The president declared the U.N. must “stand up to this naked aggression,” drawing applause from many in attendance, including Ukrainian President Volodymyr Zelenskyy, who will address the assembly later to seek aid for his battered nation.
Biden’s call was part of his long-running theme to rally democracies against the globe’s rising autocracies. On Tuesday, he went further, implicitly urging developing nations to turn their backs on Russia and China’s autocracies and join an inter-connected, rules-based order promoted by the U.S. and its allies.
“The United States seeks a more secure, more prosperous, more equitable world for all people, because we know our future is bound up with yours,” said Biden. “And no nation can meet the challenges of today alone.”
The centerpiece of his speech — one of the biggest stages Biden will have all year — was the war in Ukraine and the urgency for the world to stand with Kyiv.
The president hammered that point home from the U.N. rostrum, calling for the continent to stiffen its resolve as the U.S. continues to funnel billions of dollars of weapons and supplies to the Ukrainian resistance. Biden framed the battle as a rivalry between democracies and autocracies, but also pushed non-democracies to stand with the West against Russia.
Biden’s speech was equally directed to ears in Washington, where Republicans have called for slashing money being sent to the war zone. House GOP leaders, on Sunday night, introduced a government funding bill without any aid for Ukraine.
Donald Trump, expected to again become the GOP presidential nominee, has questioned the need to back Ukraine and repeated a desire to broker a peace deal with Russia quickly. Officials on both sides of the Atlantic assess that Putin is trying to wait out the upcoming U.S. election, believing that his fortunes in the war could change if a Republican commands from the Oval Office.
Congress has already approved $113 billion in aid for Ukraine including around $70 billion for security assistance; more than 90 percent of it has already been spent or assigned. The latest White House request includes $13.1 billion for military aid to Ukraine and replenishment of Pentagon weapons supplies that have been used for the war effort.
Russia’s president, Vladimir Putin, skipped the general assembly, as did China’s Xi Jinping, but Beijing’s presence loomed large on the east side of Manhattan. While much of Biden’s speech read as a pitch to the developing world, its true subject was China, although the president tried to publicly downplay tensions with Beijing, as he did just weeks ago at the G20.
“None of these partnerships are about containing any other country,” said Biden. “We seek to responsibly manage the competition between our countries.”
Biden’s moment on the global stage came amid swirling domestic political worries.
The president has been grappling with possibly sweeping economic consequences of the United Auto Workers strike as well as ongoing fallout from the indictment of his son, Hunter, and an impeachment inquiry from Congress. His reelection bid also is top of mind — and its likely rematch against Trump.
And the clock is ticking toward a government shutdown at the end of the month, an outcome that White House aides would largely be blamed on Republicans — but still holds political risk for the president.

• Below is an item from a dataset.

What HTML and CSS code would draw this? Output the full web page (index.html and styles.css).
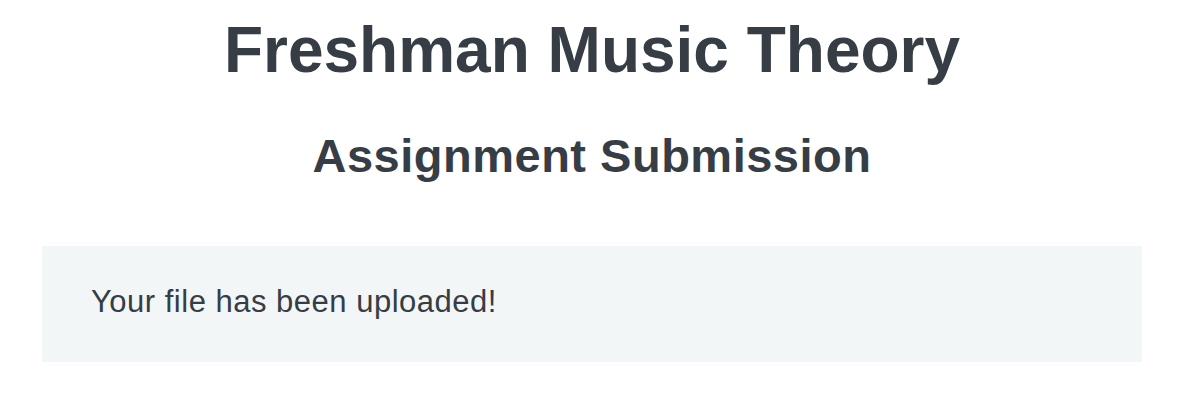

Still, the White House has leaned into Biden’s image as a global statesman, using it as proof of his leadership — and to highlight the revitalization of coalitions left damaged by Trump, his predecessor — as well as his vitality. Biden’s secret trip to Kyiv earlier this year was made into a recent campaign ad designed as a subtle rebuke to critics who believe the 80-year-old president is too frail to do the job.
The absence of the heavyweights from New York also, White House aides acknowledged, furthered the impression that the United Nations, though still a glitzy gathering of global diplomacy, has been diminished as a place to enact real change.